Es ist natürlich sinnlos, genau das von einer Kanzlerin zu fordern, die nichts mehr scheut, als Farbe zu bekennen. Warum sollte sie auch, bringt es ihr doch nichts als Ärger. Zu beobachten derzeit im unionsinternen Streit über die Pkw-Maut. Man fährt einfach nicht gut mit Festlegungen. Und so duckt sich Merkel jetzt auch bei der Frage weg, was sie nun eigentlich selbst will nach der Wahl, wofür sie kämpft. Setzt sie sich noch für Schwarz-Gelb ein? Oder ist das auch nur noch eine Chimäre – so wie Rot-Grün. Dort wird das Bündnis auch nur noch vor sich hergetragen, um nicht Schlagzeilen zu produzieren wie „SPD schreibt Rot-Grün ab“. Dabei passiert genau das längst. Die Reise geht in Richtung große Koalition. Offen sagen will und darf das keiner, obwohl es für beide Parteien eine Win-win-Situation wäre. Merkel bliebe vermutlich Kanzlerin, die SPD hätte zumindest ein Minimalziel erreicht und wäre wieder in der Regierung. Und in der Bevölkerung gilt dieses Bündnis auch noch als sehr beliebt.

Merkel denkt und agiert aber wieder vom Ende her und das ist bekanntlich trotz aller Umfragen und Deutungen offen. Deshalb schweigt sie lieber zu den wirklich interessanten Fragen. Das ist natürlich strategisch sinnvoll und auch wahnsinnig klug. Aber es ist eben manchmal auch zum Verzweifeln. Man würde sie gerne schütteln, rütteln und sie anfauchen, „jetzt sag doch mal, was du denkst“. Man wünscht sich, dass Frau Merkel einmal bekennt, wo sie steht, was sie will. Will sie nun ihre Wunschkoalition und setzt sich auch dafür ein? Oder will sie sie nicht? Oder ist Schwarz-Gelb schon gar nicht mehr ihr Wunsch? Lieber zurück in den sozialdemokratischen Schoß der großen Koalition? Oder doch mal mit den Grünen reden? Aber klar, welch eine naive Vorstellung, so etwas erfahren zu wollen. Nicht das Reden ist Gold, sondern das Schweigen. Das wird, vermutlich, bei Merkel wieder belohnt. Sie hat gute Erfahrungen damit gemacht.
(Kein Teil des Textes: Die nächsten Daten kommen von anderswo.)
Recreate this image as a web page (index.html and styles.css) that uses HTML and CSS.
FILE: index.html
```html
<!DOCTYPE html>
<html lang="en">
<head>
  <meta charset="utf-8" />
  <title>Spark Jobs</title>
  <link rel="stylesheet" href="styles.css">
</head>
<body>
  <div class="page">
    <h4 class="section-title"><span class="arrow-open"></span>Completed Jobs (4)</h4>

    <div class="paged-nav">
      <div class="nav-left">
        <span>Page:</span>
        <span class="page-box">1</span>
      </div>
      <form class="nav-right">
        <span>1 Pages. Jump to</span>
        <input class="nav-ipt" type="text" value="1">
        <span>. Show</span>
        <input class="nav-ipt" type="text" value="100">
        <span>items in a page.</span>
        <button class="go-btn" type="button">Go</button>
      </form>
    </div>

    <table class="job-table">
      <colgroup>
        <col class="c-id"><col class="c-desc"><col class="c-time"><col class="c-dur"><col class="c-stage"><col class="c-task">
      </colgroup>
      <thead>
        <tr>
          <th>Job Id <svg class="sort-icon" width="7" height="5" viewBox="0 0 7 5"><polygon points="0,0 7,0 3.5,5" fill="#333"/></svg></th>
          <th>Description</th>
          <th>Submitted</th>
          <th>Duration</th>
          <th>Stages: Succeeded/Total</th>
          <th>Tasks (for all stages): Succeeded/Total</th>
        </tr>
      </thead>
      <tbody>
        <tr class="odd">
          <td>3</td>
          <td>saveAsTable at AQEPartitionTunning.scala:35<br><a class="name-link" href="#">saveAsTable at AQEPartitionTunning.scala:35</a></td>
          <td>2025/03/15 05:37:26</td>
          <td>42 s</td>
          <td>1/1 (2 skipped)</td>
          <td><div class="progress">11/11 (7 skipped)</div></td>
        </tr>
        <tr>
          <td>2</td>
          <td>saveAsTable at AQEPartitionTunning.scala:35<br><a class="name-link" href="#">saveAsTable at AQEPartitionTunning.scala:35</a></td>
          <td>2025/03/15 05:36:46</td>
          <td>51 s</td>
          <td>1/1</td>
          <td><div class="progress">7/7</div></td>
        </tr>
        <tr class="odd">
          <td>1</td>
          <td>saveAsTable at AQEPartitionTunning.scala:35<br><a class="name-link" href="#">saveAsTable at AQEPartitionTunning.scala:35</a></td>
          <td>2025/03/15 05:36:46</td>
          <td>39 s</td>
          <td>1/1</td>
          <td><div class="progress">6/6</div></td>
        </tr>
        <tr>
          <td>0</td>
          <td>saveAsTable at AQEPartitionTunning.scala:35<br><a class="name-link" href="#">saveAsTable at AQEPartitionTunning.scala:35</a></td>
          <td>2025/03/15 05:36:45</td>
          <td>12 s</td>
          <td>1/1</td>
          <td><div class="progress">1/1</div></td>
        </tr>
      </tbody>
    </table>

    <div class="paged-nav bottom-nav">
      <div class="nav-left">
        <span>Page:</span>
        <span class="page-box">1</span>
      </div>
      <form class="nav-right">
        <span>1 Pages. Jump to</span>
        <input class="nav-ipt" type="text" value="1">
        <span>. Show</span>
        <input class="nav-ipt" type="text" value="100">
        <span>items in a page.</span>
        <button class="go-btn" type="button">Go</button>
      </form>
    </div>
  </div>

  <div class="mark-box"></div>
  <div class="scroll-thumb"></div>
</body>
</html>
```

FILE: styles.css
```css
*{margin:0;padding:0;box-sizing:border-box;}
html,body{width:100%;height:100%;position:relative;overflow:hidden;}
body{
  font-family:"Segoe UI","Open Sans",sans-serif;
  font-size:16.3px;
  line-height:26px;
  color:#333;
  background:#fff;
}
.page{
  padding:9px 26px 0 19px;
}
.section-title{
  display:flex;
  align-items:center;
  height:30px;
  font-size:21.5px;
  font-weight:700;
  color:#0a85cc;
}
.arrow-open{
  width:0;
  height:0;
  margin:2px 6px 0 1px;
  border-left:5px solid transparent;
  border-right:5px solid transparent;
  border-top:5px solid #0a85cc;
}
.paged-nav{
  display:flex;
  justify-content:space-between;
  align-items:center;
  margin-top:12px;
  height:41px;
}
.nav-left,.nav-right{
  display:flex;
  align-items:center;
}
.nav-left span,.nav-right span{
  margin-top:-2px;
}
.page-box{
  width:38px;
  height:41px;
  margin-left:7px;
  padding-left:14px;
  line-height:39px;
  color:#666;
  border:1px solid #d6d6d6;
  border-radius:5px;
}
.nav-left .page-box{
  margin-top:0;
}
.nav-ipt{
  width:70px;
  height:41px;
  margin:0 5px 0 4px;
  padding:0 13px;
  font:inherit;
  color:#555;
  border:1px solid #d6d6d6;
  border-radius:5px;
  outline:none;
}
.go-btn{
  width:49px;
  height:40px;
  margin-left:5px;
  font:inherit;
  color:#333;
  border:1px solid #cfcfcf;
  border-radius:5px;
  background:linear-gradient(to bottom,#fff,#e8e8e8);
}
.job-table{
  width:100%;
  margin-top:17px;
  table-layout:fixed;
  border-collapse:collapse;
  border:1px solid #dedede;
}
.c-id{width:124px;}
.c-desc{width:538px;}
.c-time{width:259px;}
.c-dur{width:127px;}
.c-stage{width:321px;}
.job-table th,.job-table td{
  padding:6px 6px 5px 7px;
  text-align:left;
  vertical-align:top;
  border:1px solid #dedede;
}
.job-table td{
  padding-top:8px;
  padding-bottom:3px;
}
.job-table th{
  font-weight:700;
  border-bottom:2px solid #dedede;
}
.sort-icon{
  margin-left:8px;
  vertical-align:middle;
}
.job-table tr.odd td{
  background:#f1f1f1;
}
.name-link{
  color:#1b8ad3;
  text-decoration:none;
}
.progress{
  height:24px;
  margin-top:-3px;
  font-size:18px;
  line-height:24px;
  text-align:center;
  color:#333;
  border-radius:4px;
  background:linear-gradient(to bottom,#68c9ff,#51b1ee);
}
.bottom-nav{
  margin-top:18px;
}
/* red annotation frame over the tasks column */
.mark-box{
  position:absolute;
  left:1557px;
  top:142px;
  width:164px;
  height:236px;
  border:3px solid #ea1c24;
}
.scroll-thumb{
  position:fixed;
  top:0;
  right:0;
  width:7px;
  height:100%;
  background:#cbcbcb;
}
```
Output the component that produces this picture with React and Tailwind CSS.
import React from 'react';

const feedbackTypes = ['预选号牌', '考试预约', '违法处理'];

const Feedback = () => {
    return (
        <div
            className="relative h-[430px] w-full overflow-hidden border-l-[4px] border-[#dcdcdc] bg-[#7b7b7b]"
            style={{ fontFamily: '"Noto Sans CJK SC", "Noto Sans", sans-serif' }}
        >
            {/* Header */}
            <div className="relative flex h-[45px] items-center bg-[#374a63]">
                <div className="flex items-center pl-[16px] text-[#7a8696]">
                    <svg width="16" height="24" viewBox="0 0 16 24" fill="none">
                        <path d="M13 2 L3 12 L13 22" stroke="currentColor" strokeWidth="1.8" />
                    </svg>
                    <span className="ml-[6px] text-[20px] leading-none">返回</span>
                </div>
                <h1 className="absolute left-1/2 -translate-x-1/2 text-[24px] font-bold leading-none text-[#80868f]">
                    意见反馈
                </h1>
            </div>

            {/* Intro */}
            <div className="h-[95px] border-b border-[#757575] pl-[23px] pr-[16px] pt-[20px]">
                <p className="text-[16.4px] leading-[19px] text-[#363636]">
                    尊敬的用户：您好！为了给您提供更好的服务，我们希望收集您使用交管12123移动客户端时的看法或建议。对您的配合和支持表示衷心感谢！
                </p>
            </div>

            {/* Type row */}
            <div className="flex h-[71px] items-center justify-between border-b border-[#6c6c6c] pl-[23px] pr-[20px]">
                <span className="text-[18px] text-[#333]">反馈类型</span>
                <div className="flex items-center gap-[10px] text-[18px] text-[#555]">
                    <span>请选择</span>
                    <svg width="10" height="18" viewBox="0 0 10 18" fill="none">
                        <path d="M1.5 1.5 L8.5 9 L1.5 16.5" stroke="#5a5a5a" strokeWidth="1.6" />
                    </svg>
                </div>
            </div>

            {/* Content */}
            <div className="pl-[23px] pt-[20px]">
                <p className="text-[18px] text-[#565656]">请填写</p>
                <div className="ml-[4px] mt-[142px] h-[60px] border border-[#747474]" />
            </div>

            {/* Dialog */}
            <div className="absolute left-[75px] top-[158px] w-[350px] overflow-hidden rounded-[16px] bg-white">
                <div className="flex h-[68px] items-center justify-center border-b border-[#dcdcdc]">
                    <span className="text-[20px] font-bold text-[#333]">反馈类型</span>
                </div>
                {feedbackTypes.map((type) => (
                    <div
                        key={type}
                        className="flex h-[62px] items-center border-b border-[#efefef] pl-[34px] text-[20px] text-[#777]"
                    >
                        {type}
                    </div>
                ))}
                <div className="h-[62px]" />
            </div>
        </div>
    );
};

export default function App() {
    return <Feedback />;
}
Aber die Strategie ist nicht ohne Risiko. Dann nämlich, wenn jene, denen es nicht egal ist, ob nun Schwarz-Gelb regiert oder Schwarz-Rot, anfangen, Fragen zu stellen. Wenn sie vielleicht gar eine Fingerzeig der Parteichefin wollen. Dann wird die Strategie zum Problem. Aber bis es so weit ist, hat Merkel das Ende, den Wahlabend, längst erreicht. Und dann beginnt das Spiel wieder von vorn.